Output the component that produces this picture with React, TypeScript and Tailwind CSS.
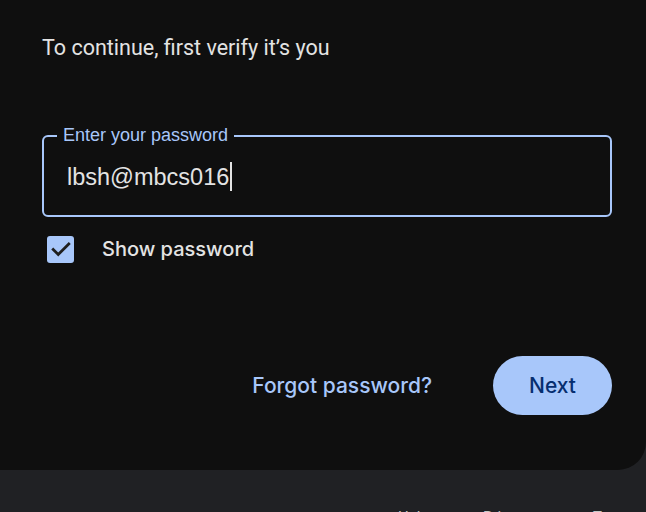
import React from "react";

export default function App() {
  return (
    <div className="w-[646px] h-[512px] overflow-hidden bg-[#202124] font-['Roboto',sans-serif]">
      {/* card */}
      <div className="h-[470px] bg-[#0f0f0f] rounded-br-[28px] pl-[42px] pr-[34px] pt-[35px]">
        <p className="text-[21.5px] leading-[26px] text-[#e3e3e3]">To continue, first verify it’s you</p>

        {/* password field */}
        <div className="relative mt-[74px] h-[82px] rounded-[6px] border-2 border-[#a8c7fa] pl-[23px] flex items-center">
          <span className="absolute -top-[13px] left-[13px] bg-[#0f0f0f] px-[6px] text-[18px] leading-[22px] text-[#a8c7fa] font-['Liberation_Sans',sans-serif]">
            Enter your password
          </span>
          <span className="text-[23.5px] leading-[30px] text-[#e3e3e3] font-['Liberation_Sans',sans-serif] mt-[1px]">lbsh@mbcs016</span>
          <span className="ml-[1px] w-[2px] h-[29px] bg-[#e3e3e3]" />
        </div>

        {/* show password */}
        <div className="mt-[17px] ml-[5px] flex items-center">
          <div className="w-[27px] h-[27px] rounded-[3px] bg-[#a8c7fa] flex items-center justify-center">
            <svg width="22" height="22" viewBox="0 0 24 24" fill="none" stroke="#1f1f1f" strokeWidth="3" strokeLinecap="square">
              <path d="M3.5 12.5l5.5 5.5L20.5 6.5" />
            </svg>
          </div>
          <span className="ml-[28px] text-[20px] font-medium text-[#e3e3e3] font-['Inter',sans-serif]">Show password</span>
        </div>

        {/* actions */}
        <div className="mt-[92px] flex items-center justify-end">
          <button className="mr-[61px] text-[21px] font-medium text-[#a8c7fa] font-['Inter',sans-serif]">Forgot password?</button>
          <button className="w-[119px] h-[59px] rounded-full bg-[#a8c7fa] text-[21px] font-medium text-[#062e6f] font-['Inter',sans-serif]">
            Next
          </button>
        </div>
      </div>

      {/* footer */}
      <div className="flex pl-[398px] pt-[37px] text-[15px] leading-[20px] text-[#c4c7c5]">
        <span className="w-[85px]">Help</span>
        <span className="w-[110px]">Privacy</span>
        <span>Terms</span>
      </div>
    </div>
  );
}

Set exercise:
Pictures are excluded; output everything else in the data verbatim.

Exercise solution:
Output the component that produces this picture with React, TypeScript and Tailwind CSS.
import React from "react";

export default function App() {
  return (
    <div className="w-[646px] h-[512px] overflow-hidden bg-[#202124] font-['Roboto',sans-serif]">
      {/* card */}
      <div className="h-[470px] bg-[#0f0f0f] rounded-br-[28px] pl-[42px] pr-[34px] pt-[35px]">
        <p className="text-[21.5px] leading-[26px] text-[#e3e3e3]">To continue, first verify it’s you</p>

        {/* password field */}
        <div className="relative mt-[74px] h-[82px] rounded-[6px] border-2 border-[#a8c7fa] pl-[23px] flex items-center">
          <span className="absolute -top-[13px] left-[13px] bg-[#0f0f0f] px-[6px] text-[18px] leading-[22px] text-[#a8c7fa] font-['Liberation_Sans',sans-serif]">
            Enter your password
          </span>
          <span className="text-[23.5px] leading-[30px] text-[#e3e3e3] font-['Liberation_Sans',sans-serif] mt-[1px]">lbsh@mbcs016</span>
          <span className="ml-[1px] w-[2px] h-[29px] bg-[#e3e3e3]" />
        </div>

        {/* show password */}
        <div className="mt-[17px] ml-[5px] flex items-center">
          <div className="w-[27px] h-[27px] rounded-[3px] bg-[#a8c7fa] flex items-center justify-center">
            <svg width="22" height="22" viewBox="0 0 24 24" fill="none" stroke="#1f1f1f" strokeWidth="3" strokeLinecap="square">
              <path d="M3.5 12.5l5.5 5.5L20.5 6.5" />
            </svg>
          </div>
          <span className="ml-[28px] text-[20px] font-medium text-[#e3e3e3] font-['Inter',sans-serif]">Show password</span>
        </div>

        {/* actions */}
        <div className="mt-[92px] flex items-center justify-end">
          <button className="mr-[61px] text-[21px] font-medium text-[#a8c7fa] font-['Inter',sans-serif]">Forgot password?</button>
          <button className="w-[119px] h-[59px] rounded-full bg-[#a8c7fa] text-[21px] font-medium text-[#062e6f] font-['Inter',sans-serif]">
            Next
          </button>
        </div>
      </div>

      {/* footer */}
      <div className="flex pl-[398px] pt-[37px] text-[15px] leading-[20px] text-[#c4c7c5]">
        <span className="w-[85px]">Help</span>
        <span className="w-[110px]">Privacy</span>
        <span>Terms</span>
      </div>
    </div>
  );
}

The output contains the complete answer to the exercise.